DeMille’s masterpiece alive and well on Blu-ray

4/14/2011
BY DAVE KEHR
NEW YORK TIMES NEWS SERVICE

Cecil B. DeMille probably would have approved of the concept behind Paramount Home Entertainment’s 55th anniversary gift set edition of The Ten Commandments, an appropriately colossal undertaking that includes three Blu-ray discs and three standard DVDs, a commemorative book, reproductions of the original program, and assorted documents and costume sketches.

It’s all packaged inside a dictionary-size box with a lenticular 3-D image of the Red Sea on the front; when the sea is “parted” on a built-in hinge, a plastic reproduction of DeMille’s sacred tablets rises majestically into view.

The tablets themselves split open to reveal the six discs, which contain DeMille’s famous 1956 version of the story starring Charlton Heston and his 1923 silent feature with Richard Dix that was his first pass at the material. The discs are loaded with commentaries, newsreels, trailers, and a new 75-minute documentary, Making Miracles.

But it’s doubtful that DeMille, a fanatical stickler for detail, would have signed off on the set’s tacky execution. Plastic tablets? Nothing but real granite would do for him. (Although he did make a pair in fiberglass, light enough for Heston to carry down the mountainside without assistance from a crane.) And what’s worse, the tablets don’t work: The clasps holding the discs in place easily come loose, allowing the discs to slip and slide against each other.

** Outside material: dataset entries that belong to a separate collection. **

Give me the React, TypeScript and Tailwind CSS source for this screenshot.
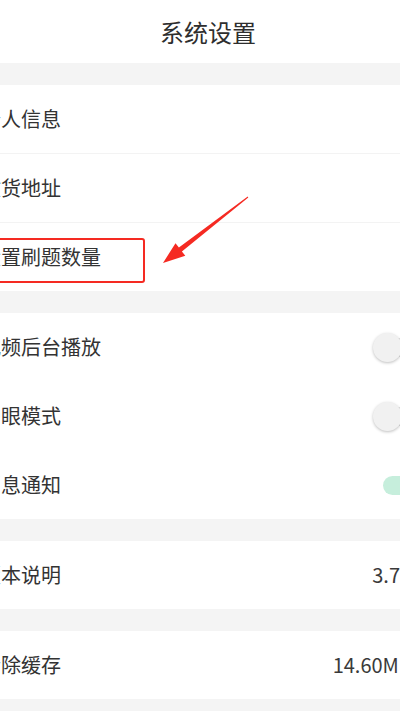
import React from "react";

const font = { fontFamily: '"Noto Sans CJK SC", "Noto Sans", sans-serif' };

const Toggle = ({ on }: { on: boolean }) => (
    <div className={`relative w-[46px] h-[19px] rounded-full ${on ? "bg-[#c6eedc]" : "bg-[#e2e2e2]"}`}>
        <div
            className={`absolute top-[-5px] w-[29px] h-[29px] rounded-full shadow-[0_1px_3px_rgba(0,0,0,0.25)] ${
                on ? "right-[-10px] bg-[#35c48a]" : "left-[-10px] bg-[#f1f1f1]"
            }`}
        />
    </div>
);

const Row = ({ label, right, toggle, pr = "pr-[7px]" }: { label: string; right?: string; toggle?: boolean; pr?: string }) => (
    <div className={`flex items-center justify-between h-[68px] pl-[1px] ${pr}`}>
        <span className="text-[20px] text-[#333]">{label}</span>
        {right && <span className="text-[20px] text-[#3a3a3a]">{right}</span>}
        {toggle !== undefined && <Toggle on={toggle} />}
    </div>
);

const Gap = () => <div className="h-[22px]" />;

export default function App() {
    return (
        <div className="relative w-[400px] h-[711px] overflow-hidden bg-[#f4f4f4]" style={font}>
            <div className="w-[456px] -ml-[20px]">
                <header className="h-[63px] bg-white flex items-center justify-center">
                    <h1 className="text-[24px] text-[#2e2e2e] leading-none">系统设置</h1>
                </header>
                <Gap />

                <section className="bg-white">
                    <Row label="个人信息" />
                    <div className="h-px bg-[#f3f3f3]" />
                    <Row label="收货地址" />
                    <div className="h-px bg-[#f3f3f3]" />
                    <Row label="设置刷题数量" />
                </section>
                <Gap />

                <section className="bg-white">
                    <Row label="视频后台播放" toggle={false} />
                    <div className="h-px bg-white" />
                    <Row label="护眼模式" toggle={false} />
                    <div className="h-px bg-white" />
                    <Row label="消息通知" toggle={true} />
                </section>
                <Gap />

                <section className="bg-white">
                    <Row label="版本说明" right="3.7" pr="pr-[36px]" />
                </section>
                <Gap />

                <section className="bg-white">
                    <Row label="清除缓存" right="14.60MB" pr="pr-[24px]" />
                </section>
            </div>

            {/* annotation: red box + arrow */}
            <div className="absolute left-[-10px] top-[238px] w-[155px] h-[45px] border-2 border-[#f52a22] rounded-[3px]" />
            <svg className="absolute left-0 top-0" width="400" height="711" viewBox="0 0 400 711">
                <polygon
                    points="248.3,197.4 181.9,251.5 185.3,255.8 163,263 175.5,243.2 178.9,247.5 247.7,196.6"
                    fill="#f52a22"
                />
            </svg>
        </div>
    );
}
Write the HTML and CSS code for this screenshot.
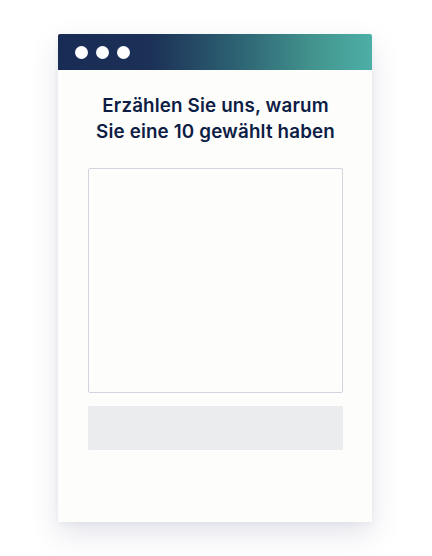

And DeMille, no matter what his loftier ambitions, was always first and foremost concerned with what worked. He concentrated his skills on how to construct his films so that (at their best) they roared along with the speed and efficiency of an express train, provided rip-roaring interpersonal drama to go along with the larger narrative, and gave the audience their money’s worth by filling the frame with opulent decors, dazzling costumes, and armies of extras in meticulously composed tableaus.

The 1956 Ten Commandments, which proved to be DeMille’s final film, remains the best known of the 80 he directed, and by far his most financially successful. The Web site Box Office Mojo places it at No. 5 on its list of top-grossing movies adjusted for inflation; its $1,049,310,000 puts it after E.T. but before Titanic.

Still, this final testament probably isn’t the best place to begin with this gifted director, who has been too frequently overwhelmed by the image he created for himself. As Scott Eyman writes in Empire of Dreams (Simon & Schuster), a fascinating new biography of DeMille, he was a major form giver of the silent era who worked long enough to see his style eclipsed by later developments.

Despite the 44 days he and his company spent in the deserts of Egypt The Ten Commandments remains largely a studio-bound film at a time when Hollywood was moving toward location shooting as a way of achieving greater realism (and as a way of appeasing the gods of widescreen and color, which could make the studio sets, no matter how beautifully designed and lighted, look fake).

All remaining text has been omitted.